39 years after jungle battle, unit awarded

UPDATE
Looks like this news site is a bit late on reporting on this. This came out a day after Army Times had announced it was already approved.
Veterans who saved 100 soldiers ask Obama to present citation
Sunday, August 30, 2009
By Torsten Ove, Pittsburgh Post-Gazette


Ray Tarr, 59, has a fake eye, a dent in his head, a withered arm and wince-inducing scars on his back, all courtesy of a rocket-propelled grenade that slammed into his tank in Cambodia in 1970.

"We had a saying in Vietnam," he shrugged last week in recollection. "When someone died or something bad happened, we just said, 'It don't mean nothing.' "

But the actions of his unit on March 26, 1970, a few months before he was wounded, did mean something -- resulting in a Presidential Unit Citation issued in March, 39 years after the fact.

Now the veterans of that battle are asking President Obama to present the citation to them personally in the East Room of the White House this fall. It could happen as early as October.

With a First Cavalry infantry company pinned down, outnumbered and out of ammunition, Mr. Tarr's Alpha Troop of the 11th Armored Cavalry rushed to save 100 men.

http://www.post-gazette.com/pg/09242/994034-455.stm







39 years after jungle battle, unit awarded

By Michelle Tan - Staff writer
Posted : Saturday Aug 29, 2009 8:17:21 EDT

The news filtered down to Capt. John Poindexter and his troops around noon.

Four kilometers away from their position, an infantry company was surrounded by a battalion’s worth of North Vietnamese fighters. The Americans were running low on ammunition, and casualties were mounting.

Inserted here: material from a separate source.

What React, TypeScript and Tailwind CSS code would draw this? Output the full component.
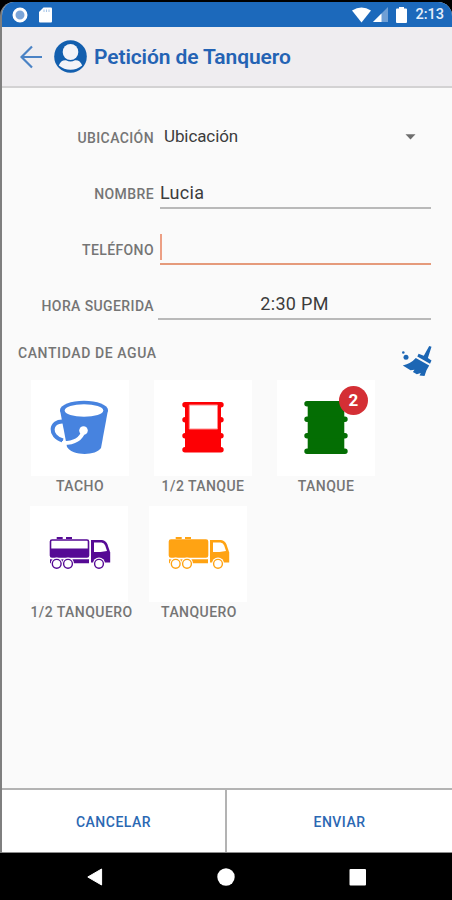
import type { ReactNode } from "react";

export default function App() {
  return (
    <div className="flex h-[900px] w-[452px] flex-col bg-black pt-[2px] font-['Roboto','Liberation_Sans',sans-serif] text-[#757575]">
      <div className="flex min-h-0 flex-1 flex-col overflow-hidden rounded-t-[14px] border-l-2 border-[#7f7f7f] bg-[#fafafa]">
        <StatusBar />

        {/* App bar */}
        <header className="flex h-[61px] shrink-0 items-center border-b-2 border-[#d3d2d3] bg-[#efedf0] pl-[18px]">
          <BackIcon />
          <UserIcon />
          <h1 className="ml-[7px] pt-px text-[21px] leading-6 font-semibold tracking-[-0.1px] text-[#2463b4]">
            Petición de Tanquero
          </h1>
        </header>

        {/* Form */}
        <main className="flex-1 pt-[21px]">
          <Row label="UBICACIÓN">
            <div className="flex h-[56px] items-center justify-between pr-[15px] pl-[4px] text-[17px] tracking-[-0.1px] text-[#3c3c3c]">
              <span>Ubicación</span>
              <svg width="11" height="6" viewBox="0 0 11 6" aria-hidden="true">
                <path d="M0.5 0.3h10L5.5 5.5z" fill="#6e6e6e" />
              </svg>
            </div>
          </Row>
          <Row label="NOMBRE">
            <div className="h-[44px] border-b-2 border-[#b9b9b9] pt-[15px] text-[18px] leading-[26px] tracking-[0.3px] text-[#3c3c3c]">
              Lucia
            </div>
          </Row>
          <Row label="TELÉFONO">
            <div className="flex h-[44px] items-end border-b-2 border-[#e59a7b] pb-[3px]">
              <span className="h-[26px] w-[2px] bg-[#ec9f84]" />
            </div>
          </Row>
          <Row label="HORA SUGERIDA">
            <div className="-ml-[2px] h-[43px] border-b-2 border-[#b9b9b9] pt-[14px] text-center text-[18px] leading-[26px] tracking-[0.3px] text-[#3c3c3c]">
              2:30 PM
            </div>
          </Row>

          <div className="flex h-[47px] justify-between pr-[20px] pl-[16px]">
            <h2 className="pt-[10px] text-[14px] leading-[20px] font-medium tracking-[0.6px]">CANTIDAD DE AGUA</h2>
            <BroomIcon />
          </div>

          <div className="flex gap-[25px] pl-[29px]">
            <Tile label="TACHO">
              <BucketIcon />
            </Tile>
            <Tile label="1/2 TANQUE">
              <BarrelIcon half />
            </Tile>
            <Tile label="TANQUE" count={2}>
              <BarrelIcon />
            </Tile>
          </div>
          <div className="mt-[10px] flex gap-[21px] pl-[28px]">
            <Tile label="1/2 TANQUERO" labelClass="pl-[5px]">
              <TruckIcon half />
            </Tile>
            <Tile label="TANQUERO" labelClass="pl-[2px]">
              <TruckIcon />
            </Tile>
          </div>
        </main>

        <footer className="flex h-[65px] shrink-0 border-t-2 border-b border-t-[#b3b3b3] border-b-[#8d8d8d] bg-white text-[14px] font-medium tracking-[0.5px] text-[#2b68b3]">
          <button className="w-[225px] border-r-2 border-[#b3b3b3] pt-[2px]">CANCELAR</button>
          <button className="flex-1 pt-[2px]">ENVIAR</button>
        </footer>
      </div>

      {/* System navigation */}
      <nav className="flex h-[47px] shrink-0 justify-center gap-[114px] pt-[15px]">
        <svg width="18" height="18" viewBox="0 0 18 18" className="mr-[-1px]">
          <path d="M1.8 9L15.6 1v16z" fill="#fff" stroke="#fff" strokeLinejoin="round" />
        </svg>
        <svg width="18" height="18" viewBox="0 0 18 18">
          <circle cx="9" cy="9" r="8.7" fill="#fff" />
        </svg>
        <svg width="18" height="18" viewBox="0 0 18 18">
          <rect x="0.5" y="1" width="16.5" height="16.5" rx="1" fill="#fff" />
        </svg>
      </nav>
    </div>
  );
}

function Row({ label, children }: { label: string; children: ReactNode }) {
  return (
    <div className="flex h-[56px] pr-[21px]">
      <div className="w-[152px] pt-[19px] text-right text-[14px] leading-[20px] font-medium tracking-[0.4px]">{label}</div>
      <div className="ml-[6px] flex-1">{children}</div>
    </div>
  );
}

function Tile({
  label,
  labelClass = "",
  count,
  children,
}: {
  label: string;
  labelClass?: string;
  count?: number;
  children: ReactNode;
}) {
  return (
    <div className="relative flex flex-col">
      <div className="h-[96px] w-[98px] bg-white">{children}</div>
      <div
        className={`flex h-[20px] w-[98px] justify-center text-[14px] leading-[20px] font-medium tracking-[0.45px] whitespace-nowrap ${labelClass}`}
      >
        {label}
      </div>
      {count !== undefined && (
        <span className="absolute top-[6px] left-[62px] flex h-[29px] w-[29px] items-center justify-center rounded-full bg-[#d42f35] text-[17px] font-bold text-white">
          {count}
        </span>
      )}
    </div>
  );
}

function StatusBar() {
  return (
    <div className="flex h-[25px] shrink-0 items-center bg-[#1c69bb] pr-[8px] pl-[10px]">
      <svg width="16" height="16" viewBox="0 0 16 16" aria-hidden="true">
        <circle cx="8" cy="8" r="6" fill="#7ba5d8" stroke="#fff" strokeWidth="3" />
      </svg>
      <svg width="13" height="16" viewBox="0 0 13 16" className="ml-[11px]" aria-hidden="true">
        <path d="M4.5 0.5H12a1 1 0 011 1v13a1 1 0 01-1 1H1a1 1 0 01-1-1V5z" fill="#fff" />
        <path d="M5 2.5v2.5M7.5 2.5v2.5M10 2.5v2.5" stroke="#a9c6e8" strokeWidth="1.1" />
      </svg>
      <svg width="19" height="16" viewBox="0 0 19 16" className="ml-auto" aria-hidden="true">
        <path d="M0 3.5Q9.5-2.5 19 3.5L9.5 15.5z" fill="#fff" />
      </svg>
      <svg width="15" height="15" viewBox="0 0 15 15" className="ml-[2px]" aria-hidden="true">
        <path d="M0 15L15 0v15z" fill="#6f9fd5" />
        <path d="M0 15L8.500 6.500V15z" fill="#fff" />
      </svg>
      <svg width="11" height="16" viewBox="0 0 11 16" className="ml-[8px]" aria-hidden="true">
        <path d="M3 0h5v1.500h2a1 1 0 011 1V15a1 1 0 01-1 1H1a1 1 0 01-1-1V2.500a1 1 0 011-1h2z" fill="#fff" />
      </svg>
      <span className="ml-[8px] pt-px text-[14.5px] font-medium text-[#e4eefa]">2:13</span>
    </div>
  );
}

function BackIcon() {
  return (
    <svg width="23" height="24" viewBox="0 0 23 24" fill="none" aria-hidden="true">
      <path d="M12 1.500L1.500 12 12 22.500M1.500 12H22" stroke="#4b83c5" strokeWidth="2.200" />
    </svg>
  );
}

function UserIcon() {
  return (
    <svg width="33" height="33" viewBox="0 0 33 33" className="ml-[11px]" aria-hidden="true">
      <circle cx="16.500" cy="16.500" r="16.300" fill="#135fae" />
      <ellipse cx="16.500" cy="12" rx="7.800" ry="8" fill="#f4f4f8" />
      <path d="M4.800 25.500Q7 19.800 12 20.300Q16.500 22.800 21 20.300Q26 19.800 28.200 25.500Q23 29.700 16.500 29.700T4.800 25.500z" fill="#f4f4f8" />
    </svg>
  );
}

function BroomIcon() {
  return (
    <svg width="31" height="32" viewBox="0 0 31 32" className="mt-[12px]" aria-hidden="true">
      <g fill="#1c66b4">
        <path d="M28.200 1l2.300.8-3.600 11.200 3.600 2.600-1.500 3.200L16.300 11.600l1.300-2.800 5.200 2z" />
        <path d="M14.800 13l13.400 7.400-2.700 4.800-2 5.800-5-.6 1.300-2.400-4 1.200-3.900-2.200 1.600-2.300-4 .6L1.800 20.500Q10 18.500 14.800 13z" />
        <circle cx="5" cy="12.300" r="2.500" />
        <circle cx="2.300" cy="7.500" r="1.300" />
      </g>
    </svg>
  );
}

function BucketIcon() {
  return (
    <svg width="98" height="96" viewBox="0 0 98 96" fill="none" aria-hidden="true">
      <path d="M33 41.500C18.500 40 17.500 57 32 60.500" stroke="#4783df" strokeWidth="4" />
      <path d="M29 30L36 67C41 76 65 76 70 68L77 30z" fill="#4783df" />
      <ellipse cx="53" cy="30" rx="24" ry="9.300" fill="#4783df" />
      <ellipse cx="53" cy="30.500" rx="19.300" ry="6.200" fill="#fff" />
      <path d="M31 63Q49 63.500 52.500 51" stroke="#fff" strokeWidth="4" />
      <circle cx="52.500" cy="50.500" r="4.300" fill="#fff" />
    </svg>
  );
}

function BarrelIcon({ half = false }: { half?: boolean }) {
  if (half) {
    return (
      <svg width="98" height="96" viewBox="0 0 98 96" aria-hidden="true">
        <path d="M31 22h36v50H31z" fill="#fd0004" />
        <path d="M31 24.700h36M31 39.700h3M64 39.700h3M31 55.700h36M31 69.700h36" stroke="#fd0004" strokeWidth="5.400" strokeLinecap="round" />
        <path d="M35.300 49V25H63.500V49z" fill="#fff" stroke="#ff8c8c" />
      </svg>
    );
  }
  return (
    <svg width="98" height="96" viewBox="0 0 98 96" aria-hidden="true">
      <path d="M30.700 21h36.600v53H30.700z" fill="#046e03" />
      <path d="M30 23.700h38M30 39.300h38M30 55.700h38M30 71.300h38" stroke="#046e03" strokeWidth="5.400" strokeLinecap="round" />
    </svg>
  );
}

function TruckIcon({ half = false }: { half?: boolean }) {
  return (
    <svg width="98" height="96" viewBox="0 0 98 96" className={half ? "text-[#560a95]" : "text-[#ffa313]"} fill="currentColor" aria-hidden="true">
      <path d="M26.700 31h6v2h-6zM36 31h6v2h-6z" />
      <rect x="20.500" y="34" width="38" height="17" rx="1.500" fill={half ? "#fff" : "currentColor"} stroke="currentColor" strokeWidth="1.600" />
      {half && <path d="M21 42.500H58v8.500H21z" />}
      <path d="M20 53.300h39v4H20z" />
      <path d="M61 34h11q4 .5 5.500 4.500l2.700 8V56.500H61z" />
      <path d="M64 36.500h7.500q2.800.3 3.800 3.200l1.700 5.300-6.500 1H64z" fill="#fff" />
      {[26.7, 38, 69].map((cx) => (
        <g key={cx}>
          <circle cx={cx} cy="57.500" r="6" fill="#fff" />
          <circle cx={cx} cy="57.800" r="4.400" fill="#fff" stroke="currentColor" strokeWidth="1.400" />
        </g>
      ))}
    </svg>
  );
}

Poindexter reached a decision — a decision he and his soldiers knew they had to make.

“The choice, to me, was one of [the] certainty of suffering versus a lifetime of guilt,” he said. “It was a collective realization of what we were getting ourselves into, but the consequence was to see a hundred men killed.”

For the next eight hours, Poindexter and his soldiers would battle the jungle and a determined, dug-in enemy force as they fought their way to their fellow soldiers.

The battle that day, March 26, 1970, was fierce and bloody.

But almost 40 years would pass before Poindexter and his men would be recognized for their courage and valor.